New Passover, New Exodus, and the Eucharist
Introduce the series- aspects of our worship, living worship. Bearing God's image to the world and the relationship btw justice and worship.
When I first moved to New York as, I read a book called 'A Better Way: Rediscovering the Drama of Christ-centered Worship' by Michael Horton. Besides my early days of not paying attention in the Methodist church we attended growing up, this was my first exposure to liturgical worship. In this book, Horton paints the picture of our liturgy as a 'Divine Drama'- a series of theatrical scenes we act out every week to tell the story of our faith. Now working here at All Angels', this has really come alive to me. I love the symbolism of our worship. And if we can resist letting it become a cold ritual which loses its significance through its repetition, the liturgy can very strongly convey the depth and beauty of the Christian story and lead us into awestruck worship of our God. So the idea of this New Passover and New Exodus in the Eucharist is one I've been thinking a lot about lately.
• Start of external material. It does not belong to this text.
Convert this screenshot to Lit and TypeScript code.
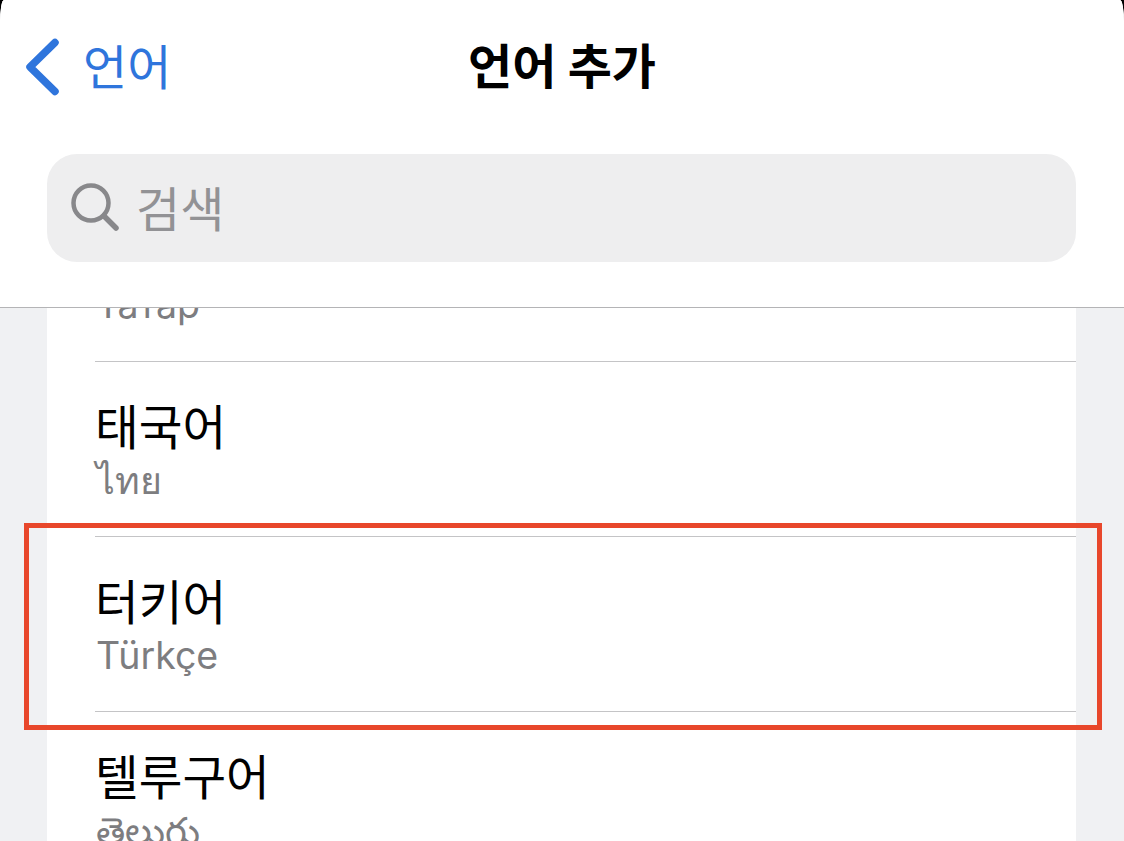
import { LitElement, html, css } from "lit";
import { customElement } from "lit/decorators.js";

const rows = [
  { title: "", sub: "Татар" },
  { title: "태국어", sub: "ไทย" },
  { title: "터키어", sub: "Türkçe" },
  { title: "텔루구어", sub: "తెలుగు" },
];

@customElement("app-root")
export class AppRoot extends LitElement {
  static styles = css`
    :host {
      display: block;
      position: relative;
      width: 1124px;
      height: 841px;
      overflow: hidden;
      background: #000;
      font-family: "Inter", "Noto Sans CJK KR", "DejaVu Sans", sans-serif;
    }
    .screen {
      height: 841px;
      display: flex;
      flex-direction: column;
      background: #f0f1f3;
      border-radius: 4px 4px 0 0 / 22px 22px 0 0;
      overflow: hidden;
    }
    header {
      flex: none;
      height: 308px;
      box-sizing: border-box;
      background: #fff;
      border-bottom: 1px solid #b4b4b6;
      display: flex;
      flex-direction: column;
      position: relative;
      z-index: 1;
    }
    .nav {
      height: 134px;
      display: grid;
      grid-template-columns: 1fr auto 1fr;
      align-items: center;
    }
    .back {
      display: flex;
      align-items: center;
      gap: 24px;
      padding-left: 25px;
      color: #2f75dc;
      font-size: 48px;
      line-height: 1;
    }
    .back svg { display: block; }
    .back span { margin-top: 1px; }
    h1 {
      margin: 0;
      font-size: 48px;
      font-weight: 700;
      line-height: 1;
      color: #000;
    }
    .search {
      margin: 20px 48px 0 47px;
      height: 108px;
      border-radius: 30px;
      background: #eeeeef;
      display: flex;
      align-items: center;
      gap: 17px;
      padding-left: 24px;
      color: #929295;
      font-size: 48px;
    }
    .search svg { display: block; }
    .search span { margin-top: -5px; }
    .list {
      flex: 1;
      margin: -122px 48px 0 47px;
      background: #fff;
      overflow: hidden;
    }
    .row {
      height: 175px;
      box-sizing: border-box;
      margin-left: 48px;
      border-top: 1px solid #c4c4c6;
      display: flex;
      flex-direction: column;
      padding-top: 40px;
    }
    .row:first-child { border-top: none; }
    .title {
      font-size: 47.5px;
      line-height: 52px;
      color: #000;
    }
    .sub {
      font-size: 37.5px;
      line-height: 44px;
      margin-top: 5px;
      color: #7d7d80;
      margin-left: 1px;
    }
    .mark {
      position: absolute;
      left: 24px;
      top: 523px;
      width: 1078px;
      height: 207px;
      box-sizing: border-box;
      border: 5px solid #e8472b;
      z-index: 2;
    }
  `;

  render() {
    return html`
      <div class="screen">
        <header>
          <div class="nav">
            <div class="back">
              <svg width="34" height="58" viewBox="0 0 34 58" fill="none">
                <path d="M30 4.5 5 29l25 24.5" stroke="#2f75dc" stroke-width="7.5" stroke-linecap="round" stroke-linejoin="round" />
              </svg>
              <span>언어</span>
            </div>
            <h1>언어 추가</h1>
            <div></div>
          </div>
          <div class="search">
            <svg width="48" height="50" viewBox="0 0 48 50" fill="none">
              <circle cx="20" cy="20" r="17.5" stroke="#88888b" stroke-width="4.5" />
              <path d="M33 33 45 45" stroke="#88888b" stroke-width="5.5" stroke-linecap="round" />
            </svg>
            <span>검색</span>
          </div>
        </header>
        <div class="list">
          ${rows.map(
            (r) => html`
              <div class="row">
                <div class="title">${r.title || "\u00a0"}</div>
                <div class="sub">${r.sub}</div>
              </div>
            `
          )}
        </div>
      </div>
      <div class="mark"></div>
    `;
  }
}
This became the basis for the children's worship curriculum we use to teach our kids what our worship means and (hopefully) enable them to better participate in it. Right now the kids are upstairs listening to the famous Dies Irae from Mozart's Requiem, 12th Century monastic chant, early American folk hymns, and the Brooklyn Tabernacle Choir. They're learning how powerful music is to get a hold of our minds and hearts and how we and the church through the ages have used music in our worship. Last week we looked at the omniscience of God and how we meet up with that in the words 'Heavenly Father, to you all hearts are open, all desires known' from our opening prayer. And the focal point of our worship, the place everything points to, is the table. The altar. Why? Because of the altar which is the centerpiece of history, and the focus of our faith: the Cross.
Jesus himself gave us the imagery we use to remember this in our worship, the image of a table. And the elements of bread and wine symbolizing his broken body and blood poured out. This is where we are going to dwell this morning: on the imagery of the table which Jesus instituted as the Lord's Supper. But before we leave the imagery of the altar behind, let's remind ourselves that it is there too. A while ago, I read a blog post from a missionary doctor working with Muslims who pointed out something we may easily forget:
“I was studying Psalm 43 with a friend in Urdu the other day. We came to where it says in English, 'I will go to the altar of God.' As I read along in Urdu, I did not know the word for 'altar,' so I asked my friend what it was. He didn't know how to translate the word into English, but he gave the following English description: 'It is God's bloody place, where the throats of the animals are slit for sacrifice.' Of course. It's an altar. Sometimes I think of an altar as the carpeted stairs and dais at the front of the church meetinghouse. But it's not. It is a bloody place—a place of sacrifice and death. I need to remember that.”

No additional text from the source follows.